Go through the entries and count the lines with the string "table" in them. Give only that number.

Start of INPUT FOR THIS TASK

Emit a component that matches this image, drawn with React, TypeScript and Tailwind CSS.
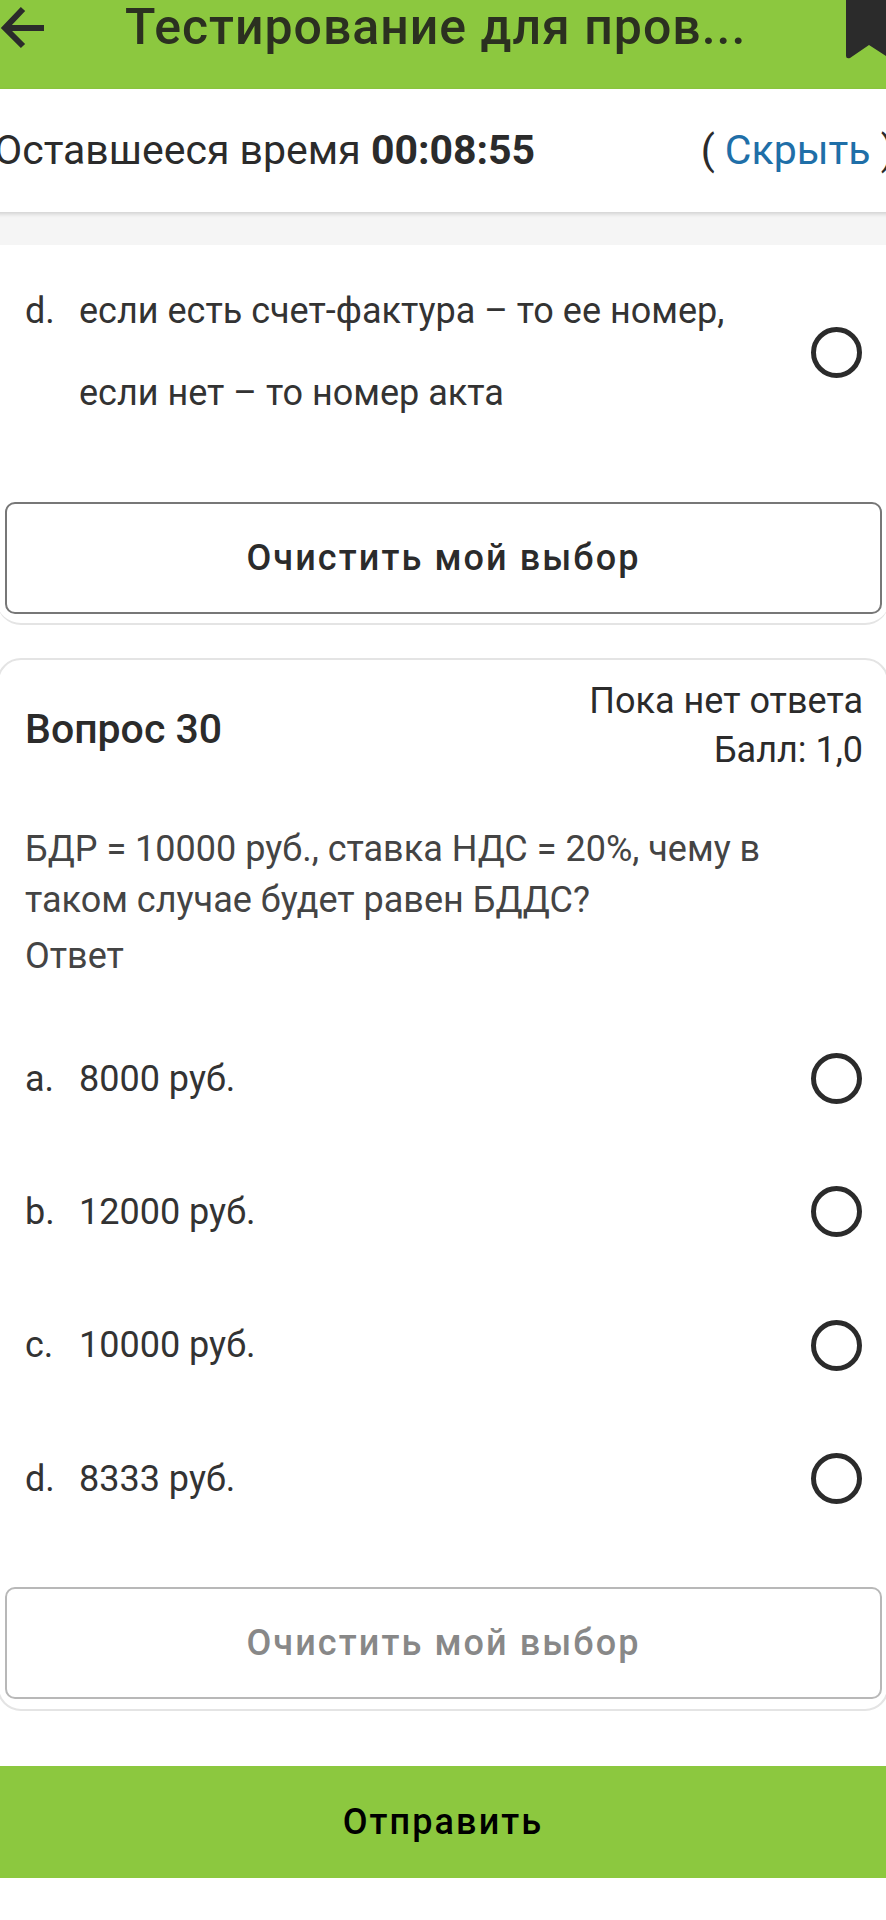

End of INPUT FOR THIS TASK
Start of INPUT FOR THIS TASK

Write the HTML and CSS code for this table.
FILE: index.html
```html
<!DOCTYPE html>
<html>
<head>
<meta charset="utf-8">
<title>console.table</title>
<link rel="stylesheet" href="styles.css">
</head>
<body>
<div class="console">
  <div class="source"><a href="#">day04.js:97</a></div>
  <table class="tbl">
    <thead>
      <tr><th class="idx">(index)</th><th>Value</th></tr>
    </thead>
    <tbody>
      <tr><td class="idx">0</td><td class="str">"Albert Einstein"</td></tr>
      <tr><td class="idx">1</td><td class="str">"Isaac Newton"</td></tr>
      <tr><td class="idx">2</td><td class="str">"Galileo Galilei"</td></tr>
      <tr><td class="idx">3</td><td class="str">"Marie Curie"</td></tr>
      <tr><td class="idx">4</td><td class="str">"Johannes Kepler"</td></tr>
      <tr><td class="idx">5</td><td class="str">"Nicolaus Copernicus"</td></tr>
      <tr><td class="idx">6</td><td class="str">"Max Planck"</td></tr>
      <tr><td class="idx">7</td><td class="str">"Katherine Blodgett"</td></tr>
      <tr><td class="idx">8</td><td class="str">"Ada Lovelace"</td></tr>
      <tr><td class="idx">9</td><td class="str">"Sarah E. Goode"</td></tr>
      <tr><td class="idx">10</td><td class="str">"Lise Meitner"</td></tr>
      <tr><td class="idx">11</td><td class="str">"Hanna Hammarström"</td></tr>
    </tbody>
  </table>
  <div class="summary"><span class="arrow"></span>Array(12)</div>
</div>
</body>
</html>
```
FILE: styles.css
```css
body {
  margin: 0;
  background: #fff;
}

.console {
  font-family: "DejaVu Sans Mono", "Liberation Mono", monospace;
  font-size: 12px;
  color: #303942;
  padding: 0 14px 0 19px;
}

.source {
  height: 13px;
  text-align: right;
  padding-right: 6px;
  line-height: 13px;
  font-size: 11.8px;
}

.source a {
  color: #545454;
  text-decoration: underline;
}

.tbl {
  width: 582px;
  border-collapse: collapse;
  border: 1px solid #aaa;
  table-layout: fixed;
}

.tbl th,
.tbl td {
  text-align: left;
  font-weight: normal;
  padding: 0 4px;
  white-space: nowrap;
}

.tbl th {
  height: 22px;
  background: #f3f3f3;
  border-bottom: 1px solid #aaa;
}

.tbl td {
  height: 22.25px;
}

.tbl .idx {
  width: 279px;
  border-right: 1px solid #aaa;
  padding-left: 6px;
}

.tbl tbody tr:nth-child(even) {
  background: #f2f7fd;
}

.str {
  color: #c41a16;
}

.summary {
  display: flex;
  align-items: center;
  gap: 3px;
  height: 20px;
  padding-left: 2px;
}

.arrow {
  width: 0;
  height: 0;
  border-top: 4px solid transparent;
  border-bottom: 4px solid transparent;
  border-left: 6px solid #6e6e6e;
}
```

End of INPUT FOR THIS TASK

WORKED ANSWER: 5